Sunday, January 19, 2020

More on Lev Parnas

Look, I get that everything Lev Parnas says should be taken with a substantial quantity of salt.  His unsupported word should never be accepted.  Instead, we should insist on corroboration of all his claims. 

And some we have.  We have corroboration that Rudy Giuliani made clear he was acting as Donald Trump's personal lawyer and not in any official capacity, in the form of a letter from Giuliani saying so.  We have corroboration that the impetus for firing Marie Yovanovitch came from Ukrainian Prosecutor General Victor Shokin and not from Giuliani or his associates, in the form of texts from Shokin saying so.  We have texts corroborating that Parnas was in regular contact with Devin Nunes' aid, which raises at least a reasonable inference that Nunes knew what was going on and just wanted to preserve plausible deniability.  And we have texts corroborating Parnas associates at least claiming that they were stalking Yovanovitch.  The parties claim they were joking and/or led on by the other.  No doubt further investigation will shed some light on this.

On the other hand, what Parnas says about contacts with Ukrainian oligarch Dmytro Firtash, or the alleged role of Mike Pence or William Barr should await confirmation before we believe him.

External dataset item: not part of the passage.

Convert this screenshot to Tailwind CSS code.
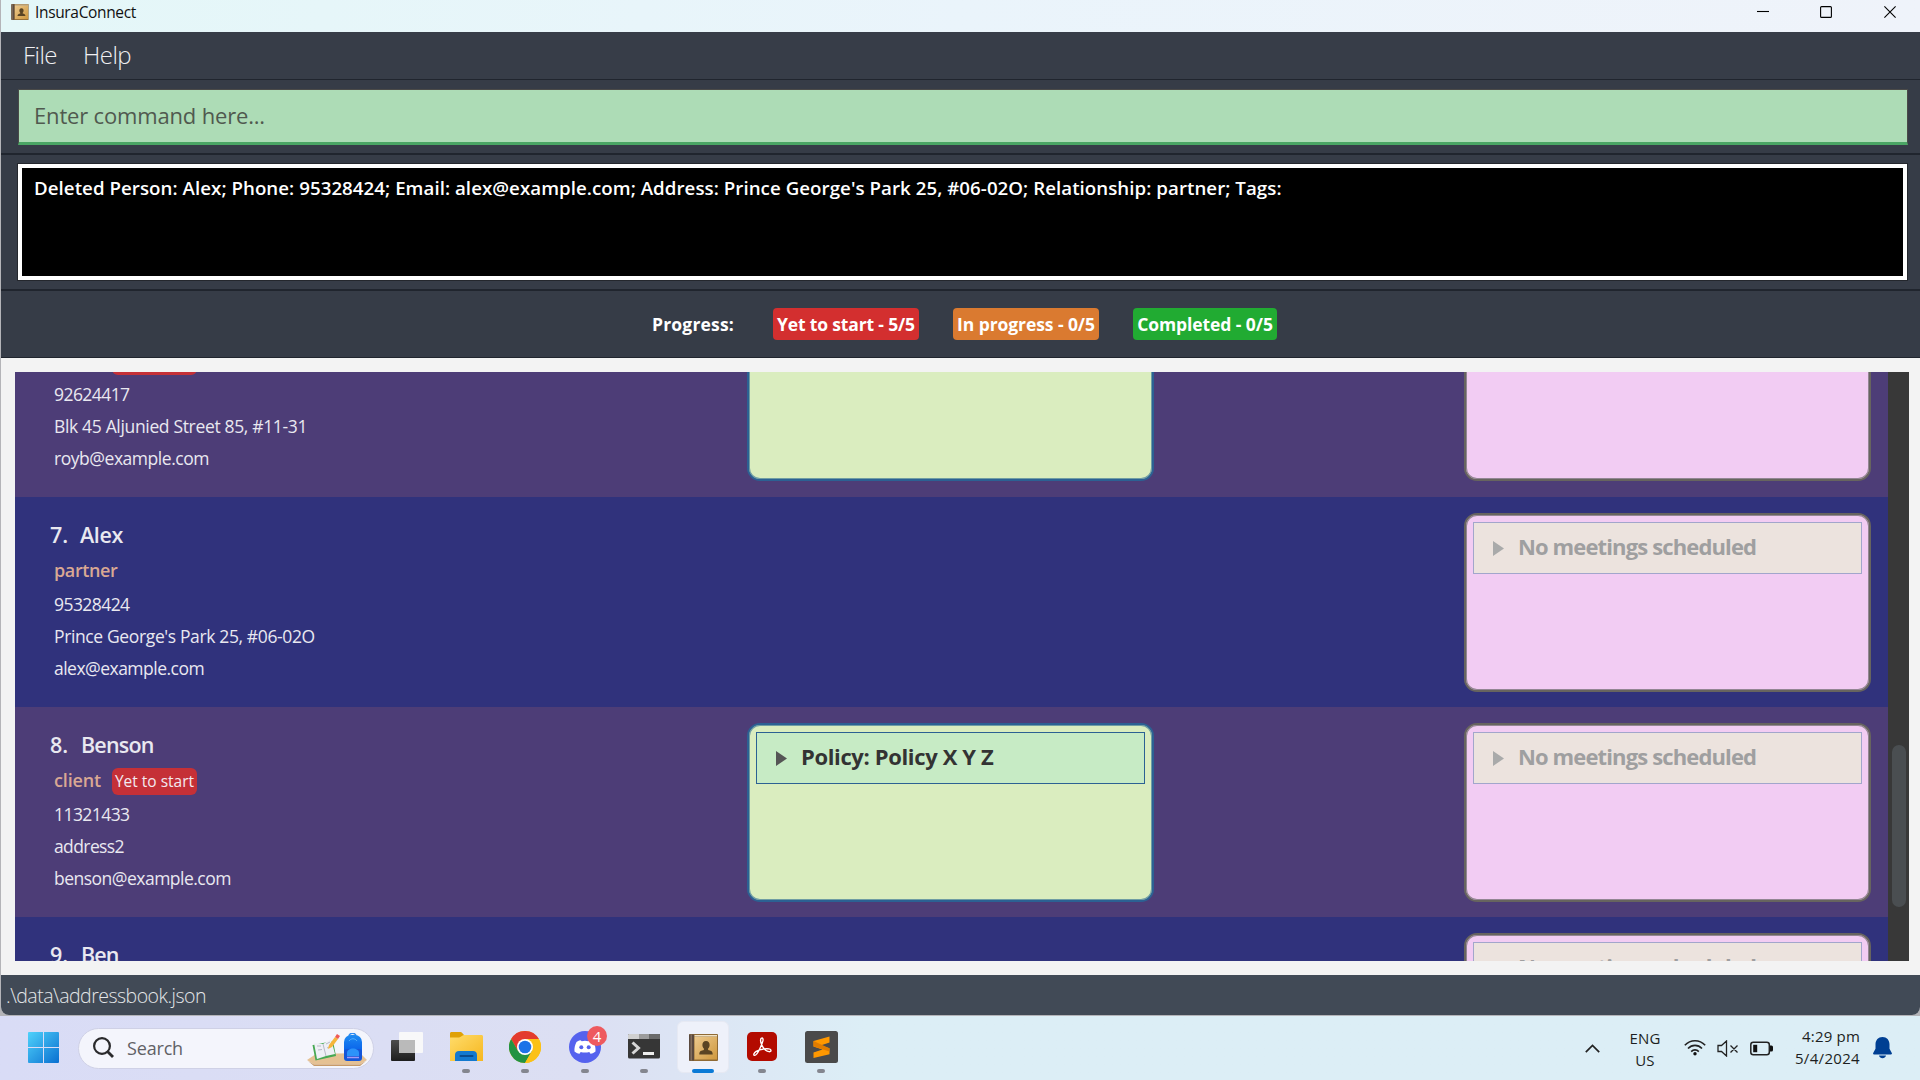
<!DOCTYPE html>
<html lang="en">
<head>
<meta charset="utf-8">
<title>InsuraConnect</title>
<script src="https://cdn.jsdelivr.net/npm/@tailwindcss/browser@4"></script>
</head>
<body class="w-[1920px] h-[1080px] overflow-hidden bg-[#dcdff5] font-['Open_Sans','Noto_Sans',sans-serif] whitespace-nowrap">
<svg class="absolute size-0">
  <defs><linearGradient id="bk" x1="0" y1="0" x2="1" y2="1"><stop offset="0" stop-color="#ecc98d"/><stop offset="1" stop-color="#cf983e"/></linearGradient></defs>
  <symbol id="book" viewBox="0 0 29 27">
    <rect x="0" y="0" width="29" height="27" rx="1" fill="#8f6a35"/>
    <rect x="5.5" y="1" width="22.5" height="1.6" fill="#f3e3c2"/>
    <rect x="5.5" y="3" width="22.5" height="22.5" fill="url(#bk)"/>
    <rect x="0" y="0.5" width="5" height="26" fill="#5b4a3f"/><rect x="1.6" y="0.5" width="1.2" height="26" fill="#8b7767"/>
    <path d="M17 7c2.600 0 3.600 1.900 3.600 4 0 1.700-.7 2.700-1.500 3.600v1.400c2.400.4 4.600 1 4.600 4.400H10.300c0-3.400 2.200-4 4.600-4.400v-1.400c-.8-.9-1.500-1.900-1.500-3.600 0-2.100 1-4 3.600-4z" fill="#5a4423"/>
  </symbol>
</svg>
<div class="w-[1920px] h-[1080px] flex flex-col">
  <div class="h-[1016px] bg-[#b4b4b8] pl-px pb-px">
  <div class="h-[1015px] rounded-b-lg overflow-hidden flex flex-col bg-[#f3f3f3]">
    <header class="h-8 shrink-0 flex items-start bg-linear-to-r from-[#e4f7f8] via-[#eaf4fb] to-[#eff3fa]">
      <svg class="ml-[10px] mt-1 w-[18px] h-4"><use href="#book"/></svg>
      <span class="ml-1.5 text-[15.500px] leading-6 tracking-[-0.340px] text-[#111]">InsuraConnect</span>
      <svg class="ml-auto mr-[24px] mt-1.5 w-[139px] h-3" fill="none" stroke="#000" stroke-width="1.100"><path d="M0 5.500h12"/><rect x="63.600" y=".6" width="10.800" height="10.800" rx="1"/><path d="M127.400.4l11.200 11.200M138.600.4l-11.200 11.200"/></svg>
    </header>
    <nav class="h-[47px] shrink-0 bg-[#373d48] flex items-center gap-[26px] pl-[22px] text-[24px] font-light text-[#f0f0f2] leading-8 tracking-[-0.520px]">
      <span class="-mt-px">File</span><span class="-mt-px">Help</span>
    </nav>
    <section class="h-[75px] shrink-0 bg-[#363c47] border-t border-b border-[#20252e] pt-[9px] pl-[17px] pr-[12px]">
      <div class="h-[56px] bg-[#addcb6] border border-b-[3px] border-[#4a4a48] border-b-[#4aa564] pl-[15px] flex items-center text-[22px] tracking-[-0.170px] text-[#50594f]"><span class="-mt-px">Enter command here...</span></div>
    </section>
    <section class="h-[136px] shrink-0 bg-[#363c47] border-t border-b border-[#20252e] pt-[8px] pl-[16px] pr-[12px]">
      <div class="h-[118px] bg-black border border-[#24272d]">
        <div class="h-[116px] border-4 border-white pl-[12px] text-[18.700px] leading-10 font-semibold tracking-[0.050px] text-white">Deleted Person: Alex; Phone: 95328424; Email: alex@example.com; Address: Prince George's Park 25, #06-02O; Relationship: partner; Tags:</div>
      </div>
    </section>
    <section class="h-[68px] shrink-0 bg-[#363c47] border-t border-b border-[#20252e] flex items-center pl-[651px] text-[17.500px] font-bold text-white">
      <span class="w-[121px] tracking-[0.180px]">Progress:</span>
      <span class="w-[146px] h-8 mr-[34px] rounded bg-[#d32f2f] flex items-center justify-center tracking-[-0.160px]">Yet to start - 5/5</span>
      <span class="w-[146px] h-8 mr-[34px] rounded bg-[#da7a30] flex items-center justify-center tracking-[-0.080px]">In progress - 0/5</span>
      <span class="w-[144px] h-8 rounded bg-[#21ab32] flex items-center justify-center tracking-[-0.080px]">Completed - 0/5</span>
    </section>
    <main class="h-[617px] shrink-0 p-[14px] pr-[11px] flex">
      <div class="w-[1873px] h-[589px] overflow-hidden flex flex-col justify-start text-[#e9e8f0] text-[17.500px]">
        <article class="h-[125px] shrink-0 bg-[#4d3d77] flex flex-col justify-end overflow-hidden">
          <div class="h-[210px] shrink-0 flex pt-4">
            <div class="w-[732px] pl-[39px] pt-1">
              <div class="h-[34px]"></div>
              <div class="h-[37px] flex items-center"><span class="w-[85px] h-[27px] rounded-md bg-[#c53037] mt-[3px] ml-[58px]"></span></div>
              <div class="leading-8"><p class="tracking-[-0.560px]">92624417</p><p class="tracking-[-0.340px]">Blk 45 Aljunied Street 85, #11-31</p><p class="tracking-[-0.460px]">royb@example.com</p></div>
            </div>
            <div class="w-[407px] h-[178px] rounded-[13px] border-2 border-[#2c6193] bg-[#daedbf] inset-shadow-[0_0_0_1px_#6f9da3]"></div>
            <div class="w-[407px] h-[178px] ml-[310px] rounded-[13px] border-2 border-[#67645f] bg-[#f2ccf3] inset-shadow-[0_0_0_1px_#938693]"></div>
          </div>
        </article>
        <article class="h-[210px] shrink-0 bg-[#30327c] flex pt-4">
          <div class="w-[732px] pl-[35px] pt-1">
            <div class="h-[34px] text-[21.500px] leading-[36px] font-semibold flex"><span class="w-[30px]">7.</span><span class="tracking-[-0.360px]">Alex</span></div>
            <div class="h-[37px] pt-px pl-1 flex items-center text-[18px] text-[#d9a893] font-semibold tracking-[-0.370px]">partner</div>
            <div class="leading-8 pl-1"><p class="tracking-[-0.560px]">95328424</p><p class="tracking-[-0.370px]">Prince George's Park 25, #06-02O</p><p class="tracking-[-0.520px]">alex@example.com</p></div>
          </div>
          <div class="w-[407px] h-[179px] ml-[717px] rounded-[13px] border-2 border-[#67645f] bg-[#f2ccf3] inset-shadow-[0_0_0_1px_#938693] p-[7px]">
            <div class="h-[52px] border border-[#a2a6cb] bg-[#ece3de] flex items-center pl-[19px] gap-[15px] text-[22px] font-bold text-[#9f9fa0]"><svg class="w-[11px] h-[15px]"><path d="M0 0l11 7.500L0 15z" fill="#a9aaaa"/></svg><span class="-mt-[3px] -ml-px tracking-[-0.870px]">No meetings scheduled</span></div>
          </div>
        </article>
        <article class="h-[210px] shrink-0 bg-[#4d3d77] flex pt-4">
          <div class="w-[732px] pl-[35px] pt-1">
            <div class="h-[34px] text-[21.500px] leading-[36px] font-semibold flex"><span class="w-[31px]">8.</span><span class="tracking-[-0.800px]">Benson</span></div>
            <div class="h-[37px] pt-px pl-1 flex items-center text-[18px] text-[#d9a893] font-semibold"><span class="w-[58px] tracking-[-0.150px]">client</span><span class="w-[85px] h-[27px] rounded-md bg-[#c53037] mt-[3px] flex items-center justify-center text-[15.500px] font-normal text-[#f3eaf0]">Yet to start</span></div>
            <div class="leading-8 pl-1"><p class="tracking-[-0.560px]">11321433</p><p class="tracking-[-0.600px]">address2</p><p class="tracking-[-0.510px]">benson@example.com</p></div>
          </div>
          <div class="w-[407px] h-[179px] rounded-[13px] border-2 border-[#2c6193] bg-[#daedbf] inset-shadow-[0_0_0_1px_#6f9da3] p-[7px]">
            <div class="h-[52px] border border-[#2c6193] bg-[#c7ebc5] flex items-center pl-[19px] gap-[15px] text-[22px] font-bold text-[#333]"><svg class="w-[11px] h-[15px]"><path d="M0 0l11 7.500L0 15z" fill="#555"/></svg><span class="-mt-[3px] -ml-px tracking-[-0.360px]">Policy: Policy X Y Z</span></div>
          </div>
          <div class="w-[407px] h-[179px] ml-[310px] rounded-[13px] border-2 border-[#67645f] bg-[#f2ccf3] inset-shadow-[0_0_0_1px_#938693] p-[7px]">
            <div class="h-[52px] border border-[#a2a6cb] bg-[#ece3de] flex items-center pl-[19px] gap-[15px] text-[22px] font-bold text-[#9f9fa0]"><svg class="w-[11px] h-[15px]"><path d="M0 0l11 7.500L0 15z" fill="#a9aaaa"/></svg><span class="-mt-[3px] -ml-px tracking-[-0.870px]">No meetings scheduled</span></div>
          </div>
        </article>
        <article class="h-[210px] shrink-0 bg-[#30327c] flex pt-4">
          <div class="w-[732px] pl-[35px] pt-1">
            <div class="h-[34px] text-[21.500px] leading-[36px] font-semibold flex"><span class="w-[31px]">9.</span><span class="tracking-[-0.900px]">Ben</span></div>
          </div>
          <div class="w-[407px] h-[179px] ml-[717px] rounded-[13px] border-2 border-[#67645f] bg-[#f2ccf3] inset-shadow-[0_0_0_1px_#938693] p-[7px]">
            <div class="h-[52px] border border-[#a2a6cb] bg-[#ece3de] flex items-center pl-[19px] gap-[15px] text-[22px] font-bold text-[#9f9fa0]"><span class="w-[11px]"></span><span class="-mt-[3px] -ml-px tracking-[-0.870px]">No meetings scheduled</span></div>
          </div>
        </article>
      </div>
      <div class="w-[21px] h-[589px] bg-[#383838] pt-[373px] pl-1"><div class="w-[14px] h-[162px] rounded-full bg-[#4a4e51]"></div></div>
    </main>
    <footer class="h-10 shrink-0 bg-[#414a56] pl-[5px] pt-0.5 flex items-center text-[19.500px] font-light tracking-[-0.510px] text-[#e4e6e8]">.\data\addressbook.json</footer>
  </div>
  </div>

  <div class="h-16 flex items-center bg-linear-to-r from-[#d9dcf6] from-0% via-[#dcdff3] via-30% to-[#dceef6] to-45%">
    <svg class="ml-[28px] w-[31px] h-[31px] -mt-px" viewBox="0 0 31 31"><defs><linearGradient id="w" x1="0" y1="0" x2="1" y2="1"><stop offset="0" stop-color="#4fd2fb"/><stop offset="1" stop-color="#0a6fd0"/></linearGradient></defs><path fill="url(#w)" d="M1 0h14v15H0V1a1 1 0 0 1 1-1zM16 0h14a1 1 0 0 1 1 1v14H16zM0 16h15v15H1a1 1 0 0 1-1-1zM16 16h15v14a1 1 0 0 1-1 1H16z"/></svg>
    <div class="ml-[19px] w-[296px] h-[41px] rounded-full bg-[#f4f5fc] border border-[#cfd1e6] flex items-center">
      <svg class="ml-[14px] w-[21px] h-[21px] -mt-px" fill="none" stroke="#2a2a2c" stroke-width="2.200"><circle cx="9" cy="9" r="7.900"/><path d="M14.500 14.500l5.500 5.500" stroke-width="2.800"/></svg>
      <span class="ml-[13px] w-[180px] text-[18px] tracking-[-0.170px] text-[#616166]">Search</span>
      <svg class="w-[60px] h-[34px] mt-1" viewBox="0 0 60 34">
        <defs><linearGradient id="bp" x1="0" y1="0" x2="0" y2="1"><stop offset="0" stop-color="#1e8bf2"/><stop offset=".6" stop-color="#0a63ea"/><stop offset="1" stop-color="#1b3fb8"/></linearGradient></defs>
        <path d="M0 27l9-6 44-1 7 7-7 4.500H7z" fill="#e5c193"/><path d="M1 28l6 3.500h46l6-3.500-6 5H7z" fill="#c79a68"/>
        <path d="M5.500 12l3 15.500L29 23 26 8l-20 4z" fill="#46a853"/><path d="M7 10l9 1 8-5 4 15-9 2-9 3z" fill="#eef0f6"/><path d="M16 11l3 12M10 13l4 0M11 17l4-.5M19 11l4-2M20 15l4-2" stroke="#aab" stroke-width=".8" fill="none"/>
        <path d="M21 16l1-4 6-8 3 2-6 8z" fill="#f6b53b"/><path d="M28 4l2-3 3 2-2 3z" fill="#ef5a55"/>
        <path d="M42 4c0-5 7-5 7 0" fill="none" stroke="#2f8bf0" stroke-width="1.500"/><rect x="37" y="2" width="18" height="26" rx="7" fill="url(#bp)"/><rect x="37" y="16" width="18" height="12" rx="3" fill="#1556d8"/><path d="M40 23v-3c0-6 12-6 12 0v3z" fill="#2c93fa"/><path d="M40 24.500h12" stroke="#a59af5" stroke-width="1.500"/><path d="M42 8c2-3 6-3 8 0" stroke="#54b0ff" fill="none"/>
      </svg>
    </div>
    <div class="ml-[3.500px] flex h-16 pt-[15px] *:w-[59.200px]">
      <div class="flex justify-center"><svg class="w-8 h-[31px]"><defs><linearGradient id="tv" x1="0" y1="0" x2="0" y2="1"><stop offset="0" stop-color="#4c4c4c"/><stop offset="1" stop-color="#1d1d1d"/></linearGradient></defs><rect x="0" y="9" width="24" height="21" rx="1" fill="url(#tv)"/><rect x="8" y="1" width="24" height="21" rx="1" fill="#f8f8f9"/><path d="M8 9h16v13H8z" fill="#bababa"/></svg></div>
      <div class="flex flex-col items-center"><svg class="w-[33px] h-8" ><defs><linearGradient id="fo" x1="0" y1="0" x2="1" y2="1"><stop offset="0" stop-color="#ffdc6b"/><stop offset="1" stop-color="#f6b71f"/></linearGradient></defs><path d="M0 8V2.500C0 1.600.6 1 1.500 1H10c1 0 1.600.3 2.200 1L14 4v4z" fill="#dfa106"/><path d="M0 6.500h9c2 0 3-2.500 5-2.500h17.500c.9 0 1.500.6 1.500 1.500V30H0z" fill="url(#fo)"/><path d="M5 30v-6c0-2.500 1.500-4 4-4h14c2.500 0 4 1.500 4 4v6z" fill="#1379cf"/><path d="M10.500 25h12" stroke="#0a4c8e" stroke-width="2" stroke-linecap="round"/></svg><i class="w-2 h-1 mt-[6px] rounded-full bg-[#84868f]"></i></div>
      <div class="flex flex-col items-center"><svg class="w-8 h-8" viewBox="-16 -16 32 32"><circle r="16" fill="#fbc116"/><path d="M-13.860-8A16 16 0 0 1 13.860-8H0L-6.930 4z" fill="#e33b2e"/><path d="M-13.860-8A16 16 0 0 0 0 16L6.930 4H-6.930z" fill="#229342"/><path d="M0 16A16 16 0 0 0 13.860-8H0L6.930 4z" fill="#fbc116"/><circle r="8" fill="#fff"/><circle r="6.300" fill="#1d73e8"/></svg><i class="w-2 h-1 mt-[6px] rounded-full bg-[#84868f]"></i></div>
      <div class="flex flex-col items-center relative"><svg class="w-8 h-8"><circle cx="16" cy="16" r="16" fill="#5562ee"/><path d="M11.500 9.300l1.300.9a14 14 0 0 1 6.400 0l1.300-.9c1.800.3 3 .9 4 1.700 1.500 3 2.300 6 2 9.500-1.400 1.200-3 1.900-5 2.300l-1.200-1.900a14 14 0 0 1-8.600 0l-1.200 1.900c-2-.4-3.600-1.100-5-2.300-.3-3.500.5-6.500 2-9.500 1-.8 2.200-1.400 4-1.700z" fill="#fff"/><circle cx="12.300" cy="16.300" r="2" fill="#5562ee"/><circle cx="19.700" cy="16.300" r="2" fill="#5562ee"/></svg><i class="w-2 h-1 mt-[6px] rounded-full bg-[#84868f]"></i><span class="absolute left-[32px] -top-[5px] size-5 rounded-full bg-[#ee5a5e] text-white text-[15px] leading-5 text-center">4</span></div>
      <div class="flex flex-col items-center"><svg class="w-8 h-8"><path d="M1 3h30a1 1 0 0 1 1 1v22a1.500 1.500 0 0 1-1.500 1.500h-29A1.500 1.500 0 0 1 0 26V4a1 1 0 0 1 1-1z" fill="#363636"/><path d="M0 4a1 1 0 0 1 1-1h10v5H0z" fill="#d0d0d0"/><path d="M11 3h10.500v5H11z" fill="#9c9c9c"/><path d="M21.500 3H31a1 1 0 0 1 1 1v4H21.500z" fill="#6b6b6b"/><path d="M4.500 11.500l6 5.500-6 5.500" fill="none" stroke="#d8d8d8" stroke-width="3"/><path d="M15 22.500h11" stroke="#eee" stroke-width="3"/></svg><i class="w-2 h-1 mt-[6px] rounded-full bg-[#84868f]"></i></div>
      <div class="flex justify-center"><div class="w-[52px] h-[52px] -mt-[10px] rounded-md bg-[#eef1fa] border border-[#e6e9f3] flex flex-col items-center"><svg class="mt-[12px] w-[29px] h-[27px] shrink-0"><use href="#book"/></svg><i class="mt-[8px] w-[22px] h-1 shrink-0 rounded-full bg-[#0b7ad6]"></i></div></div>
      <div class="flex flex-col items-center"><svg class="w-[30px] h-8"><rect y="1" width="30" height="29" rx="5" fill="#b30b00"/><path d="M15 7c-2 0-1.600 3.400-.6 6 .9 2.500 2.300 4.700 4.200 6.300 2 1.600 5.400 2 5.400.2 0-1.700-3.400-2-6.600-1.600-3.300.3-6.300 1.200-8.200 2.500-2.300 1.600-3 3.500-1.800 3.900 1.600.5 3.600-2.600 5.400-6.500 1.500-3.300 2.800-6.500 3.200-8.400.2-1.400-.2-2.400-1-2.400z" fill="none" stroke="#fff" stroke-width="1.400"/></svg><i class="w-2 h-1 mt-[6px] rounded-full bg-[#84868f]"></i></div>
      <div class="flex flex-col items-center"><svg class="w-[33px] h-8"><rect width="33" height="32" rx="2.500" fill="#4a4a4a"/><path d="M24.500 5.500v6l-9 3 9 2.800v6L8.500 27v-5.500l9-3-9-3V10z" fill="#ff9800"/><path d="M8.500 10v5.500l16 5-.1-3.200z" fill="#e07c00"/></svg><i class="w-2 h-1 mt-[6px] rounded-full bg-[#84868f]"></i></div>
    </div>
    <div class="ml-auto mr-[28px] flex items-center text-[15px] leading-[22px] text-[#1d1f22]">
      <svg class="w-[15px] h-[9px]" fill="none" stroke="#222" stroke-width="1.700"><path d="M.8 8.200l6.700-6.700 6.700 6.700"/></svg>
      <div class="ml-5 w-[50px] text-center mt-0.5 tracking-[0.200px]">ENG<br>US</div>
      <svg class="ml-[14px] w-[22px] h-[17px] -mt-px" fill="none" stroke="#222" stroke-width="1.600"><path d="M.8 6.300c5.700-6 14.700-6 20.400 0M4 9.500c4-4.200 10-4.200 14 0M7.200 12.600c2.200-2.300 5.400-2.300 7.600 0"/><circle cx="11" cy="14.800" r="1.700" fill="#111" stroke="none"/></svg>
      <svg class="ml-[11px] w-[22px] h-[17px]" fill="none" stroke="#222" stroke-width="1.300"><path d="M1 5.500h3.500L9.500 1v15l-5-4.500H1zM13.500 5.500l7 7M20.500 5.500l-7 7"/></svg>
      <svg class="ml-[11px] w-[23px] h-[15px]"><rect x=".8" y="1.300" width="18.500" height="12.400" rx="2.500" fill="none" stroke="#222" stroke-width="1.500"/><rect x="3.200" y="3.800" width="4" height="7.400" fill="#111"/><path d="M20 4.500h1.500a1.500 1.500 0 0 1 1.500 1.500v3a1.500 1.500 0 0 1-1.500 1.500H20z" fill="#111"/></svg>
      <div class="w-[87px] text-right -mt-0.5"><span class="tracking-[0.190px]">4:29 pm</span><br><span class="tracking-[0.320px]">5/4/2024</span></div>
      <svg class="ml-[13px] w-[19px] h-[22px]" fill="#003f93"><path d="M9.500 0c4.300 0 7 3.200 7 7.300v4.500l2.300 4.200c.4.800 0 1.500-.9 1.500H1.100c-.9 0-1.300-.7-.9-1.500l2.300-4.200V7.300C2.500 3.200 5.200 0 9.500 0z"/><path d="M6 18.500h7c-.5 1.700-1.800 2.800-3.500 2.800S6.500 20.200 6 18.500z"/></svg>
    </div>
  </div>
</div>
</body>
</html>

But I whole-heartedly believe at least part of this Daily Beast article.  Not so much the specific allegations about back door diplomacy in Venzuela,* or attempts to protect Firtash from extradition, or any other specific conspiracy.  Those, by all means, should be treated as subjects for further investigation, but not to be believed without corroboration.  But what I do believe is the general paranoid among Giuliani and his associates:

[Parnas] said they also angled to get Ukrainian President Volodymyr Zelensky to force at least two people out of his own orbit: former journalist Serhiy Leshchenko and then-national security adviser Oleksandr Danylyuk. The reason? In Parnas’ words, they were “Soros people.”
. . . . . . . . . 
“Soros became Enemy Number One, and it was understood that Soros infiltrated the U.S. government and State Department over a certain period of time,” Parnas said.

“He employed different prosecutors in different states, different congressmen, and the biggest thing was they thought Victoria Nuland was his person in the State Department and then let him control Eastern Europe by naming ambassadors and stuff, and then opened up this anti-corruption-type of system to cover up, actually, his corruption. That’s what we were running with.”
. . . . . . . . . 
“The consensus was that the reason Trump had the Russiagate and everything that was happening was because Soros and the Democrats controlled certain U.S. embassies in Eastern Europe, particularly the Ukrainian one, and were able to help with the Manafort stuff and all other kinds of stuff that basically caused problems in the Trump World,” he said. . . . In retrospect, Parnas said, the Soros focus grew out of an atmosphere he described as cult-like.
We have ample verification of this based on public statements made by Team Giuliani and others.  Go ahead and read the thread.  Short version:  everyone and everything who opposes Trump is part of a vast conspiracy orchestrated by George Soros.**  The author of the thread ends by saying:
Republicans have basically pulled off a major con to get it covered as "a Ukrainian ambassador wrote a critical op-ed" and "Biden got the prosecutor general fired while his son worked for Burisma."
 That last is maybe about half-true.  It seems fair to say that Republicans can be divided into two groups -- ones who believe all this, and ones who don't.***  The significant part of the Daily Beast article is that Team Giuliani is part of the former group.  When they say this stuff on Fox, they aren't just telling lies to fool the gullible rubes, they actually believe it themselves.  There was ample evidence of that to begin with; the article merely confirms it.  Sean Hannity at least appears to believe it.  Another who believes it is Donald Trump himself. 

Congressional Republicans (with the possible exception of Devin Nunes) know better, but they don't dare contradict the big guy, so we hear a lot about Ukrainian interference really just consisting of a hostile op-ed and stories about payoffs to Manafort.  That is an attempt to avoid offending the base by not contradicting Trump but also not to sound too ridiculous to the general public by not spouting insane conspiracy theories.

So which are worse, Republicans who are lying (or at least letting lies stand) to fool the gullible rubes, or ones who actually believe that.  Which is worse, to be such a knave, or such a fool.  And in the end, I would say I prefer the ones who are knowingly lying.  At least they can be rational if it is in their best interest.

_________________________________
*Probably a good idea, actually.
**Who turns 90 this year.  I am genuinely curious to see what these guys come up with when Soros dies.
***Actually, there is a third category of Republicans who haven't come down firmly in either camp.  Willian Barr is one such example.  While he seems to accept the findings of the Mueller report that there was large-scale Russian interference in the election, he also appears to believe that the decision to investigate the Trump campaign at all was sinister.